TASK OBJECTIVE:
From the records below, copy every line that contains the word "screenshot".

#####

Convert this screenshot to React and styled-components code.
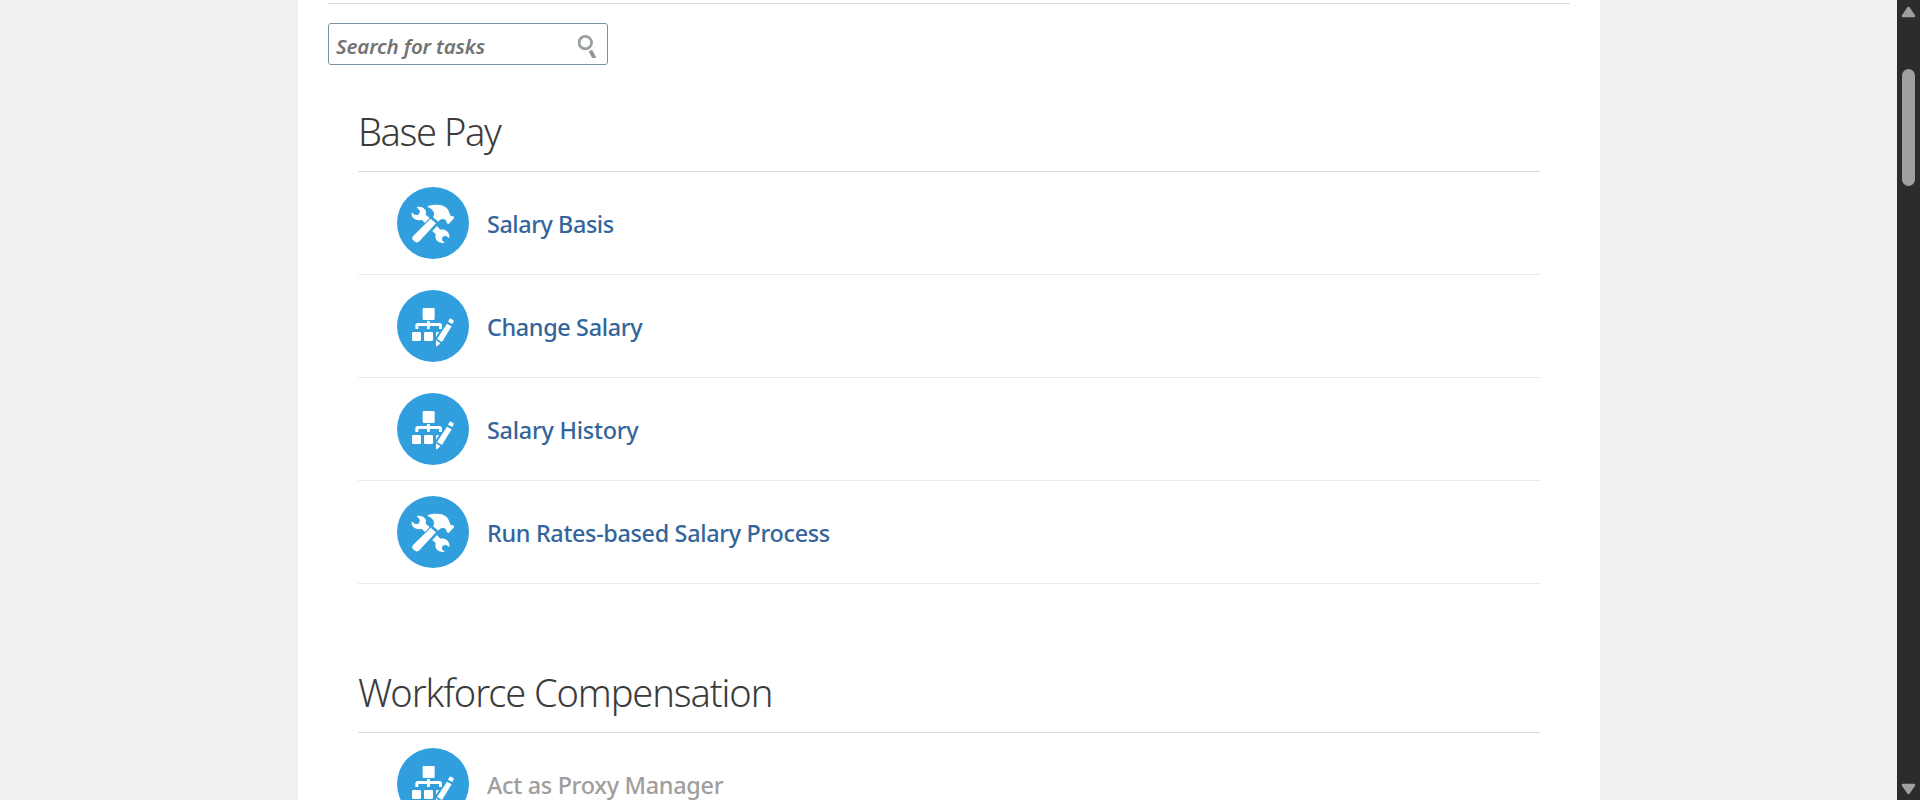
import React from "react";
import styled, { createGlobalStyle } from "styled-components";

const GlobalStyle = createGlobalStyle`
  * { box-sizing: border-box; }
  body {
    margin: 0;
    background: #f0f0f0;
    font-family: "Segoe UI", "Noto Sans", "Open Sans", sans-serif;
    overflow: hidden;
  }
`;

const Page = styled.div`
  display: flex;
  width: 1920px;
  height: 800px;
  overflow: hidden;
`;

const Content = styled.main`
  flex: 1;
  display: flex;
  padding-left: 298px;
  overflow: hidden;
`;

const Panel = styled.div`
  width: 1302px;
  flex-shrink: 0;
  padding: 3px 30px 0;
  background: #fff;
`;

const Divider = styled.div`
  height: 1px;
  background: #d6dde2;
`;

const SearchBox = styled.label`
  display: flex;
  align-items: center;
  justify-content: space-between;
  width: 280px;
  height: 42px;
  margin-top: 19px;
  padding: 0 9px 0 7px;
  border: 1px solid #7d919f;
  border-radius: 3px;
`;

const Placeholder = styled.span`
  padding-top: 3px;
  font-size: 20.5px;
  line-height: 28px;
  font-style: italic;
  font-weight: 600;
  letter-spacing: -0.15px;
  color: #737373;
  white-space: nowrap;
`;

const Section = styled.section`
  padding: 0 30px;
  margin-top: ${(p) => p.$gap}px;
`;

const Heading = styled.h2`
  height: 78px;
  margin: 0;
  border-bottom: 1px solid #d6dde2;
  font-size: 38px;
  line-height: 75px;
  font-weight: 300;
  letter-spacing: ${(p) => p.$tracking}px;
  color: #3b3b3b;
  white-space: nowrap;
`;

const TaskList = styled.ul`
  margin: 0;
  padding: 0;
  list-style: none;
`;

const TaskRow = styled.li`
  display: flex;
  align-items: center;
  gap: 18px;
  height: 103px;
  padding-left: 39px;
  border-bottom: 1px solid #e9ebed;
`;

const TaskIcon = styled.svg`
  width: 72px;
  height: 72px;
  flex-shrink: 0;
`;

const TaskLabel = styled.span`
  padding-top: 1px;
  font-size: 23.4px;
  line-height: 32px;
  font-weight: 550;
  letter-spacing: ${(p) => p.$tracking}px;
  color: ${(p) => (p.$disabled ? "#9e9e9e" : "#33659a")};
  white-space: nowrap;
`;

const Scrollbar = styled.aside`
  display: flex;
  flex-direction: column;
  align-items: center;
  width: 23px;
  padding: 6px 0 5px;
  background: #2c2c2c;
`;

const Thumb = styled.div`
  width: 13px;
  height: 117px;
  margin: 51px 0 auto;
  border-radius: 7px;
  background: #9f9f9f;
`;

const Arrow = styled.svg`
  width: 15px;
  height: 12px;
  flex-shrink: 0;
  transform: ${(p) => (p.$down ? "rotate(180deg)" : "none")};
`;

const ScrollArrow = ({ down }) => (
  <Arrow $down={down} viewBox="0 0 15 12">
    <path d="M7.5 2 13 10H2Z" fill="#9f9f9f" stroke="#9f9f9f" strokeWidth="2.6" strokeLinejoin="round" />
  </Arrow>
);

const SearchIcon = () => (
  <svg width="20" height="28" viewBox="0 0 20 28">
    <circle cx="7.3" cy="12.6" r="6.3" fill="none" stroke="#9a9fa2" strokeWidth="2.8" />
    <path d="m12.4 20.6 4.2 8" stroke="#8e9498" strokeWidth="3.8" />
  </svg>
);

const ToolsIcon = () => (
  <TaskIcon viewBox="21 21 216 216">
    <circle cx="129" cy="129" r="108" fill="#319fdd" />
    <g fill="#fff">
      <path d="M80 81C92 78 105 83 108 94L107 104L119 114L105 129L95 119C82 124 68 117 65 106L65 97L75 105L86 104L90 93Z" />
      <path d="M112 80C116 75 127 74 140 74C162 74 174 83 178 98L182 108L191 109L192 115L176 132L171 130L167 119C157 115 150 117 145 125L129 112C135 102 134 90 112 80Z" />
      <path d="M122 116L138 130L88 184Q81 190 75 185L68 179Q64 173 70 167Z" />
      <path d="M141 138L151 149C165 146 176 154 178 166L178 174L167 167L157 171L156 181L164 188C151 191 137 184 136 171L137 163L127 153Z" />
    </g>
  </TaskIcon>
);

const OrgEditIcon = () => (
  <TaskIcon viewBox="21 18 216 216">
    <circle cx="129" cy="126" r="108" fill="#319fdd" />
    <g fill="#fff">
      <rect x="98" y="72" width="36" height="36" rx="4" />
      <rect x="111" y="111" width="8.5" height="24" />
      <path d="M76 135V125Q76 117 84 117H148Q156 117 156 125V135H147V126H85V135Z" />
      <rect x="66" y="144" width="27" height="27" rx="4" />
      <rect x="102" y="144" width="27" height="27" rx="4" />
      <path d="M138 158V147Q138 144 142 144H147Z" />
      <path d="M179 104Q181 103 183 104L190 108Q192 110 191 112L187 120L174 113Z" />
      <path d="M171 119L185 127L156 174L141 165Z" />
      <path d="M138 169L151 178L142 186Q138 188 138 184Z" />
    </g>
  </TaskIcon>
);

const sections = [
  {
    title: "Base Pay",
    gap: 29,
    tracking: -1.4,
    tasks: [
      { name: "Salary Basis", icon: ToolsIcon, tracking: -0.45 },
      { name: "Change Salary", icon: OrgEditIcon, tracking: -0.35 },
      { name: "Salary History", icon: OrgEditIcon, tracking: -0.25 },
      { name: "Run Rates-based Salary Process", icon: ToolsIcon, tracking: -0.33 },
    ],
  },
  {
    title: "Workforce Compensation",
    gap: 71,
    tracking: -1.1,
    tasks: [{ name: "Act as Proxy Manager", icon: OrgEditIcon, tracking: -0.29, disabled: true }],
  },
];

export default function App() {
  return (
    <Page>
      <GlobalStyle />
      <Content>
        <Panel>
          <Divider />
          <SearchBox>
            <Placeholder>Search for tasks</Placeholder>
            <SearchIcon />
          </SearchBox>
          {sections.map((s) => (
            <Section key={s.title} $gap={s.gap}>
              <Heading $tracking={s.tracking}>{s.title}</Heading>
              <TaskList>
                {s.tasks.map((t) => (
                  <TaskRow key={t.name}>
                    <t.icon />
                    <TaskLabel $disabled={t.disabled} $tracking={t.tracking}>
                      {t.name}
                    </TaskLabel>
                  </TaskRow>
                ))}
              </TaskList>
            </Section>
          ))}
        </Panel>
      </Content>
      <Scrollbar>
        <ScrollArrow />
        <Thumb />
        <ScrollArrow down />
      </Scrollbar>
    </Page>
  );
}
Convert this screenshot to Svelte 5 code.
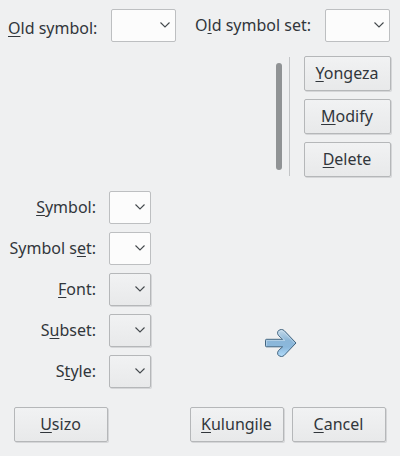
<script>
  const rows = [
    { pre: '', key: 'S', post: 'ymbol:', editable: true },
    { pre: 'Symbol s', key: 'e', post: 't:', editable: true },
    { pre: '', key: 'F', post: 'ont:', editable: false },
    { pre: 'S', key: 'u', post: 'bset:', editable: false },
    { pre: 'S', key: 't', post: 'yle:', editable: false }
  ];
  const actions = [['Y', 'ongeza'], ['M', 'odify'], ['D', 'elete']];
</script>

{#snippet chevron()}
  <svg class="chevron" width="12" height="8" viewBox="0 0 12 8"><path d="M1.5 1.5 L6 6 L10.5 1.5" /></svg>
{/snippet}

{#snippet push(key, rest)}
  <button class="push"><span><u>{key}</u>{rest}</span></button>
{/snippet}

<main class="dialog">
  <header class="top">
    <span class="label first"><u>O</u>ld symbol:</span>
    <div class="combo wide editable">{@render chevron()}</div>
    <span class="label second">O<u>l</u>d symbol set:</span>
    <div class="combo wide editable last">{@render chevron()}</div>
  </header>

  <section class="middle">
    <div class="scrollbar"></div>
    <div class="separator"></div>
    <div class="actions">
      {#each actions as [key, rest]}
        {@render push(key, rest)}
      {/each}
    </div>
  </section>

  <section class="fields">
    <div class="rows">
      {#each rows as row}
        <div class="row">
          <span class="label">{row.pre}<u>{row.key}</u>{row.post}</span>
          <div class="combo" class:editable={row.editable}>{@render chevron()}</div>
        </div>
      {/each}
    </div>
    <svg class="arrow" width="34" height="32" viewBox="0 0 34 32">
      <defs>
        <linearGradient id="arrowFill" x1="0" y1="0" x2="0" y2="1">
          <stop offset="0" stop-color="#c3d9e9" />
          <stop offset="0.4" stop-color="#8bb6d8" />
          <stop offset="0.65" stop-color="#8bb8dc" />
          <stop offset="1" stop-color="#b2dcfb" />
        </linearGradient>
      </defs>
      <path class="body" d="M2.5 12.3 H18.6 L14.6 8.6 Q13 6.8 13.8 4.6 Q15 2.4 17.4 2.5 Q19 2.5 20.2 3.6 L32 16 L20.2 28.4 Q19 29.5 17.4 29.5 Q15 29.6 13.8 27.4 Q13 25.2 14.6 23.4 L18.6 19.8 H2.5 Q1.5 19.8 1.5 18.8 V13.3 Q1.5 12.3 2.5 12.3 Z" />
      <path class="shine" d="M2.6 18.6 V13.4 H20.8 L15.4 8 Q14.2 6.4 15 4.8 Q17 2.6 19.4 4.4 L30.5 16" />
    </svg>
  </section>

  <footer class="bottom">
    {@render push('U', 'sizo')}
    <div class="confirm">
      {@render push('K', 'ulungile')}
      {@render push('C', 'ancel')}
    </div>
  </footer>
</main>

<style>
  :global(body) { background: #eff0f1; }
  .dialog {
    box-sizing: border-box;
    width: 400px;
    height: 456px;
    padding-top: 9px;
    display: flex;
    flex-direction: column;
    overflow: hidden;
    background: #eff0f1;
    color: #31363b;
    font: 16px/22px "Noto Sans", sans-serif;
  }
  u {
    text-decoration: underline;
    text-decoration-thickness: 1px;
    text-underline-offset: 2px;
    text-decoration-skip-ink: none;
  }
  .label { white-space: nowrap; }
  .top { display: flex; height: 33px; padding: 0 10px 0 8px; }
  .first { width: 103px; padding-top: 8px; }
  .second { margin-left: 19px; padding-top: 5px; }
  .last { margin-left: auto; }
  .combo {
    box-sizing: border-box;
    flex: none;
    width: 42px;
    height: 33px;
    padding-right: 4px;
    display: flex;
    align-items: center;
    justify-content: flex-end;
    border: 1px solid #b5b7b9;
    border-radius: 2px;
    background: linear-gradient(#f1f2f3, #e8e9ea);
    box-shadow: 1px 1px 0 #d5d6d8;
  }
  .combo.editable { background: #fcfcfc; border-color: #bdbfc1; box-shadow: none; }
  .wide { width: 65px; }
  .chevron { margin-bottom: 1px; }
  .chevron path { fill: none; stroke: #44494d; stroke-width: 1.1; }
  .middle { display: flex; height: 121px; margin-top: 14px; padding-left: 276px; }
  .scrollbar { width: 6px; height: 107px; margin-top: 7px; border-radius: 3px; background: #909395; }
  .separator { width: 1px; height: 119px; margin: 1px 14px 0 7px; background: #c3c5c7; }
  .actions { display: flex; flex-direction: column; gap: 8px; }
  .push {
    box-sizing: border-box;
    width: 87px;
    height: 35px;
    padding: 0 1px 2px 0;
    display: flex;
    align-items: center;
    justify-content: center;
    border: 1px solid #b5b7b9;
    border-radius: 2px;
    background: linear-gradient(#f1f2f3, #e8e9ea);
    box-shadow: 1px 1px 0 #d5d6d8;
    color: inherit;
    font: inherit;
  }
  .fields { display: flex; height: 197px; margin-top: 14px; }
  .rows { display: flex; flex-direction: column; gap: 8px; width: 151px; }
  .row { display: flex; align-items: center; justify-content: flex-end; gap: 13px; }
  .row .label { padding-bottom: 2px; }
  .arrow { margin: 136px 0 0 113px; }
  .body { fill: url(#arrowFill); stroke: #42647f; stroke-width: 1; stroke-linejoin: round; }
  .shine { fill: none; stroke: #d5e8f5; stroke-width: 0.8; opacity: 0.7; }
  .bottom { display: flex; justify-content: space-between; margin-top: 19px; padding: 0 14px; }
  .bottom .push { width: 94px; }
  .confirm { display: flex; gap: 8px; }
  .actions .push { flex: none; }
</style>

#####

ANSWER BELOW:
Convert this screenshot to React and styled-components code.
Convert this screenshot to Svelte 5 code.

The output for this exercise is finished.